Além disso, o Gripen ainda está em desenvolvimento, possui sérios desafios técnicos no projeto, incluindo a integração de sistemas, um redesenho de asas e só poderá cumprir missões de ataque daqui alguns anos. Os militares conseguiram preparar 5 aeronaves para participar no exercício CRUZEX, que começa nesta semana na Base Aérea de Natal (BAAN). Lembrar que o Gripen é uma aeronave que necessita do Fly-by-Wire para o piloto ter controle e conseguir o domínio em voo. Um reajuste do sistema é custoso e demorado.
A FAB está numa encruzilhada única na história da aeronáutica mundial. Um verdadeiro impasse que gera inúmeras armadilhas: estratégica, geopolítica, tecnológicas e brutal custo financeiro.
Não sabe se cancela ou para ou renegocia ou, muda o objeto de contrato e pega aviões de versões anteriores. A posição mais forte dentro da FAB é a compra de aviões usados. Os consagrados Lockheed Martin F-16 Fighting Falcon, descartados no Programa F-X1, seriam a escolha certa se fossem novos, mas a política externa do Brasil está bem distante dos Estados Unidos, e se Donald Trump for eleito, tudo indica que um abismo vai separar os dois países, a menos Lula faça uma guinada radical na política externa e se afaste da Rússia e China e reveja suas estratégia para assuntos como a Ucrânia.

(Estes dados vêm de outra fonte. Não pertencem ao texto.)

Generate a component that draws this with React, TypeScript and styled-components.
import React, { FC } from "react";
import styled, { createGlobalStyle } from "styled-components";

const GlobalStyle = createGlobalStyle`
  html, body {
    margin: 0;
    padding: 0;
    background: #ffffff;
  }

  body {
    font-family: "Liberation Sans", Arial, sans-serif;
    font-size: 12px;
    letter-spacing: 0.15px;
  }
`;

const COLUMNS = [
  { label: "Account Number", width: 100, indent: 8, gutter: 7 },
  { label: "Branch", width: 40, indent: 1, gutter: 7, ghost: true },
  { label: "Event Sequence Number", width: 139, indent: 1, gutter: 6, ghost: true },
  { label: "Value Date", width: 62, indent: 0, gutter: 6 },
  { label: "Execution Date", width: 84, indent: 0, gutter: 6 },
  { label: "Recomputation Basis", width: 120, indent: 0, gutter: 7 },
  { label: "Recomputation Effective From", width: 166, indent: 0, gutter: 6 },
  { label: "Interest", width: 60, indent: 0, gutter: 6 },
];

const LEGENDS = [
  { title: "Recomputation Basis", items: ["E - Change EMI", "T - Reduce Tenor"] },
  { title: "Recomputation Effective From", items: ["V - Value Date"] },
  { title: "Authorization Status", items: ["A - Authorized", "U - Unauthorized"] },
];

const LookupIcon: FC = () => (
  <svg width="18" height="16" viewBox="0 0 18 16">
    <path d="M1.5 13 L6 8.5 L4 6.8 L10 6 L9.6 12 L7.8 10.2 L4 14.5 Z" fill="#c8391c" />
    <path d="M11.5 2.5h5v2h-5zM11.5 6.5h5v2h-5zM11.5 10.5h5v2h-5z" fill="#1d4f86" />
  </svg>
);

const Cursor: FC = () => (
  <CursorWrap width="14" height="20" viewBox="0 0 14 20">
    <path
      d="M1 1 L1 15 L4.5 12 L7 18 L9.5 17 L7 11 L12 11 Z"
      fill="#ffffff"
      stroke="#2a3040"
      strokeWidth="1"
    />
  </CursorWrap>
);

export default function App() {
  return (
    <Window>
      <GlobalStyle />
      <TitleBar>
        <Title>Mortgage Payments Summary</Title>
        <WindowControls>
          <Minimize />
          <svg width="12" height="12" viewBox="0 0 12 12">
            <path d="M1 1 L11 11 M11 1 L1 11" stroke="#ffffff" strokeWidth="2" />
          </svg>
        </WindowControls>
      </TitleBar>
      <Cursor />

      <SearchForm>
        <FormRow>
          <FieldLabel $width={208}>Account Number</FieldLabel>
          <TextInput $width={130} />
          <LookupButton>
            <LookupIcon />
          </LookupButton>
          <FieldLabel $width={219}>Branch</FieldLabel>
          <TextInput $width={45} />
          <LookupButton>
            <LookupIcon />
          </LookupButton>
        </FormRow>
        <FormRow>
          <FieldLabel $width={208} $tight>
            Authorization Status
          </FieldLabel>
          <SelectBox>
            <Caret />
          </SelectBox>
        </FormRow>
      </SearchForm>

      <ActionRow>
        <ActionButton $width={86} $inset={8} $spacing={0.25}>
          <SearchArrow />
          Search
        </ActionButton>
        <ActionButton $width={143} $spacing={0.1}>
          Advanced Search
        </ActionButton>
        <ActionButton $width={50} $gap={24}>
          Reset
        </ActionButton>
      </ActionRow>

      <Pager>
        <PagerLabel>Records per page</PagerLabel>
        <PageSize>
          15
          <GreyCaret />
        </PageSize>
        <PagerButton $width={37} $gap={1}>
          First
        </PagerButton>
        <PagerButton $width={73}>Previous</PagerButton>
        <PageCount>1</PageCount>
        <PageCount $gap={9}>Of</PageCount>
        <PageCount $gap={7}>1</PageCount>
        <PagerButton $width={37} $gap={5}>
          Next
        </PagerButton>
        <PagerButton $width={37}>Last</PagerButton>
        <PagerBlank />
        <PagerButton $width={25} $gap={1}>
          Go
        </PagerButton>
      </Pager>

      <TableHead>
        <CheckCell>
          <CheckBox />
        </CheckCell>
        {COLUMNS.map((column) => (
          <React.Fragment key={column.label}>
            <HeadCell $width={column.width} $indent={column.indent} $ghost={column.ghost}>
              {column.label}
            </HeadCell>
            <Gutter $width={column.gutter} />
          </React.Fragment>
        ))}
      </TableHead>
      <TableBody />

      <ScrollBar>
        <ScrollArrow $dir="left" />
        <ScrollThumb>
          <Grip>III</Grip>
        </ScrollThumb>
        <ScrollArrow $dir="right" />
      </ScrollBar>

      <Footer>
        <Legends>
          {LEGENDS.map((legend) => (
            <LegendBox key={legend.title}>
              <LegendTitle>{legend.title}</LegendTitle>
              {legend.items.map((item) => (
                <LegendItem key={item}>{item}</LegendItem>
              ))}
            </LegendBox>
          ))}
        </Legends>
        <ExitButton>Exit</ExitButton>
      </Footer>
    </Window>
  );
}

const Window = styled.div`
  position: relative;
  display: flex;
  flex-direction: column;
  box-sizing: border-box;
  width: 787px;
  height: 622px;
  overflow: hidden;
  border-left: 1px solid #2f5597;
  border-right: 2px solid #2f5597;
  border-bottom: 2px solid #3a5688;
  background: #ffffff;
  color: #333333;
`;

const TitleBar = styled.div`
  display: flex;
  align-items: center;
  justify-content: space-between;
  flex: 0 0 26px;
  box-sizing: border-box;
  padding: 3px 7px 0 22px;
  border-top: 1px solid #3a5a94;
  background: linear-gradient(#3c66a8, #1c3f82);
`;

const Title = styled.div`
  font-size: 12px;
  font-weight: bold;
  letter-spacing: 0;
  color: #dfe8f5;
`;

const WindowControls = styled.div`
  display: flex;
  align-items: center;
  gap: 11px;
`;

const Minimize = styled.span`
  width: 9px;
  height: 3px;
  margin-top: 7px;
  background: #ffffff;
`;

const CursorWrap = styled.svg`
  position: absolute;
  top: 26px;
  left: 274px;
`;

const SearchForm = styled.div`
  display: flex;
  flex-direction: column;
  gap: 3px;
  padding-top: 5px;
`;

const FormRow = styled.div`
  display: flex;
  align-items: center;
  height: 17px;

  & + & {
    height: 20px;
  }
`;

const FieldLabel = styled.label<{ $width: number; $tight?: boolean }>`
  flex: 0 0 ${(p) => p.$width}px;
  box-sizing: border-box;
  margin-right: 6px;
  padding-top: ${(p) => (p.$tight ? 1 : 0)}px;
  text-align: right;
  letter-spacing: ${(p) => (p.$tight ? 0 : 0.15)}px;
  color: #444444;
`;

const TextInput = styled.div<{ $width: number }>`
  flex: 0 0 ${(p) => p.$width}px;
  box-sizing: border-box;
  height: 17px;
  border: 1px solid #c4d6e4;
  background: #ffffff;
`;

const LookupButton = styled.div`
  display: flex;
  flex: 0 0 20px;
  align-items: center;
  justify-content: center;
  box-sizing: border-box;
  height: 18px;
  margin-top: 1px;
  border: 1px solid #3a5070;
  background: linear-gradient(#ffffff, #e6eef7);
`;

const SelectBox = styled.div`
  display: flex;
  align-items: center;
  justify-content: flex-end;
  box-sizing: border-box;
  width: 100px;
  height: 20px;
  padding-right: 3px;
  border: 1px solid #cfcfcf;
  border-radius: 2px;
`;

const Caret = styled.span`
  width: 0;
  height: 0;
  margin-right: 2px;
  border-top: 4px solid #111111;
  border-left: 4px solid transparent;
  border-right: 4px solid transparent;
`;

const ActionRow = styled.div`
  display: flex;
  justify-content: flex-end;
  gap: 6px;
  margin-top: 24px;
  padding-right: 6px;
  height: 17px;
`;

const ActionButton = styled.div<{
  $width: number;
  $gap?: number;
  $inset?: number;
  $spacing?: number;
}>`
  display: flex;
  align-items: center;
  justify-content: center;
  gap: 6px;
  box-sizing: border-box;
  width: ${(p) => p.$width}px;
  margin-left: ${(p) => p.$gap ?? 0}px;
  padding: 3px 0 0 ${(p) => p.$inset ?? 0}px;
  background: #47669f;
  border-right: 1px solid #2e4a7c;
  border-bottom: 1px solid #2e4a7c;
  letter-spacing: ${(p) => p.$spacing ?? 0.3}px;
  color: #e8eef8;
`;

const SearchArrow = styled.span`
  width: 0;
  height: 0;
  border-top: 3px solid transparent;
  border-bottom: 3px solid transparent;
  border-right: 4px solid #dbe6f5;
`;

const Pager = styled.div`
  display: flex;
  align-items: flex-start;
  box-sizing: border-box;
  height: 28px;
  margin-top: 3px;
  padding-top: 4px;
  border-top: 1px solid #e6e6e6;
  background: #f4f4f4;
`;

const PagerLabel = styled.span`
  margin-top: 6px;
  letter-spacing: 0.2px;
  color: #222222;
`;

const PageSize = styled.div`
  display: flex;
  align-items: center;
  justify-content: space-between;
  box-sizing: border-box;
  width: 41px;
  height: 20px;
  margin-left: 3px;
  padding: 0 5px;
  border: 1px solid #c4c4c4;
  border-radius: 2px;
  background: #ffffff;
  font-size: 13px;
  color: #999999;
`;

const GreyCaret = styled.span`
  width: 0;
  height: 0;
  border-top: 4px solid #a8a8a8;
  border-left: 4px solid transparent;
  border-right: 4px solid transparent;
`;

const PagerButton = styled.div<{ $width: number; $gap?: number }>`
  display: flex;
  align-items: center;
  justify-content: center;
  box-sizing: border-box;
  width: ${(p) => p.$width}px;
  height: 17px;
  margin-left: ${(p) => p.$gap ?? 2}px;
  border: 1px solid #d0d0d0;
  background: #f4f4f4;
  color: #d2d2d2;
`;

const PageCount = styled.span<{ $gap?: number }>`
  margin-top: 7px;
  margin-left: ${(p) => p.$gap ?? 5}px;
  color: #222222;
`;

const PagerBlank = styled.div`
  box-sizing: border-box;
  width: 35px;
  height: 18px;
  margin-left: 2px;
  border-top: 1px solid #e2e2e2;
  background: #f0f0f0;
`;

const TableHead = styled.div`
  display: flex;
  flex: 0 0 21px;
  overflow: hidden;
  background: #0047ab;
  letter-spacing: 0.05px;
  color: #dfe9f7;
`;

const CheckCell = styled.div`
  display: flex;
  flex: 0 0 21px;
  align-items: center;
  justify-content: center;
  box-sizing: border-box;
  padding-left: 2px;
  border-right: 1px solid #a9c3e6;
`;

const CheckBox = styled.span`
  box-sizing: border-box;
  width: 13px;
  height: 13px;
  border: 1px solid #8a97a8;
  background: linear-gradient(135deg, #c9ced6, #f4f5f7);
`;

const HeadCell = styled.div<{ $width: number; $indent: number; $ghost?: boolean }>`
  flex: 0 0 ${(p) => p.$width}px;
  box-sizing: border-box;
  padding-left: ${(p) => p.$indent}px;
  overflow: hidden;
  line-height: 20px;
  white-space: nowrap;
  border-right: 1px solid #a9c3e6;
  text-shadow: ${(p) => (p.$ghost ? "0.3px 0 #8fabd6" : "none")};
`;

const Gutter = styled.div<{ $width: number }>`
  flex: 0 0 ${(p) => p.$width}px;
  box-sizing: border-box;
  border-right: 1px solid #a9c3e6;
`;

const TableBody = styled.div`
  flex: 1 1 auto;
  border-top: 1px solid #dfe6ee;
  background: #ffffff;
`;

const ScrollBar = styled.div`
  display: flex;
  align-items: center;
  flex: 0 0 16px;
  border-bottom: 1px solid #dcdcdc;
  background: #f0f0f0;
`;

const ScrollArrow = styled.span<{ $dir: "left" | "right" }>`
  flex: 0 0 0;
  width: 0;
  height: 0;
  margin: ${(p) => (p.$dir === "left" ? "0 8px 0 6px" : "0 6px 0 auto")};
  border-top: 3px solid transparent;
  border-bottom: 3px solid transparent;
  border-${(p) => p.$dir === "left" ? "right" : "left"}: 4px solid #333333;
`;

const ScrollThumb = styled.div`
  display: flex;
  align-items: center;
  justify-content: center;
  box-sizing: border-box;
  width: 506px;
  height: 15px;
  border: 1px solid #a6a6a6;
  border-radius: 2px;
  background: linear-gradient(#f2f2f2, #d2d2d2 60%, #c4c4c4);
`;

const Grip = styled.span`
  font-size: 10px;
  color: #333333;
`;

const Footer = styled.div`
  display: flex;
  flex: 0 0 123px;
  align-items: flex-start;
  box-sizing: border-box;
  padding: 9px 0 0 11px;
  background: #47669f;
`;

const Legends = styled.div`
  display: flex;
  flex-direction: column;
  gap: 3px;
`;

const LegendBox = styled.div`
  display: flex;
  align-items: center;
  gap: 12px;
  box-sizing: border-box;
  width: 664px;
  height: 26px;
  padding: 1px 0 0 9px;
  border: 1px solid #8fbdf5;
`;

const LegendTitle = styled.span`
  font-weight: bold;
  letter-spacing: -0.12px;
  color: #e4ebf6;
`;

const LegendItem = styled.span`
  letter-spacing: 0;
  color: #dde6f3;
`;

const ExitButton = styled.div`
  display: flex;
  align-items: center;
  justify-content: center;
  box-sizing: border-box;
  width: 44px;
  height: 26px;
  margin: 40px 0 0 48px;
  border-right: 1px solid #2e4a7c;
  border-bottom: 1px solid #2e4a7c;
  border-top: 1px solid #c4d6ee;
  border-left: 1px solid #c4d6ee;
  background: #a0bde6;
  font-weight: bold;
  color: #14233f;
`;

O Ministro da Defesa José Múcio Monteiro e o Planalto não escondem sua preferência pelo caça leve italiano modelo M-346. Dentro da FAB existem alas que querem mais Gripen de versões antigas, C e D, aviões americanos F-16 e até caças russos.
A questão é mais complexa. A área econômica do governo quer uma compra casada com um acordo comercial mais amplo, e a Defesa sabe que a compra de aeronaves mais modernas como o Dassault Rafale francês, que é também um candidato forte e com influência no Planalto, demoraria anos para chegar devido a capacidade de produção da empresa Dassault estar plena até 2030, a um custo operacional além da capacidade orçamentária da Força Aérea.
Nesse caso relação geopolítica tem peso na decisão. Por exemplo, a França se opôs ao acordo entre Mercosul e União Europeia, o que tem impacto direto na economia brasileira.
O fato é, a escolha não será fácil, mas uma decisão, qualquer que seja precisa ser tomada.
A FAB vem ganhando cada vez mais importância na sociedade devido as missões de resgate e combate a incêndios frequentes. Mas sem aviões e helicópteros para voar, hoje enfrenta seu pior momento histórico.
Cabe ao seu Comandante, Tenente Brigadeiro do Ar Marcelo Kanitz Damaceno, pessoa conhecida como estrategista e pelo fácil trânsito político buscar uma solução. Essa solução não precisa ser definitiva, pode ser até paliativa, mas precisa resolver o problema atual e dos próximos anos até que um novo vetor de combate seja escolhido.
Numa Força Aérea dividida por grupos de influência e com posições antagônicas no Alto Comando, influenciadas por lobbies como da fabricante Embraer, a missão de Damaceno não será fácil, mas ele terá que tomar uma decisão, do contrário deixaremos de ter uma Força Aérea para ficar somente com a Aeronáutica.
O Brasil não poderá sofrer um novo apagão como ocorreu quando das cheias no Rio Grande do Sul. A FAB não mostrou a sua presença efetiva pois sua frota de helicópteros estava “groundeada”, 20% de disponibilidade, nas palavras de seu próprio comandante por questões logísticas.
Em futuro, não muito remoto, o brasileiro olhará para os céus e verá um azul e nuvens brancas, porém com um gosto amargo de inação e falta de decisão política e estratégica.
A falta de aeronaves está gerando um problema mais grave e que leva décadas para ser superada. A falta de pilotos treinados e com domínio de sistemas avançados modernos.
As futuras gerações cobrarão o jogo pequeno, rasteiro e míope dos tomadores de decisão atual.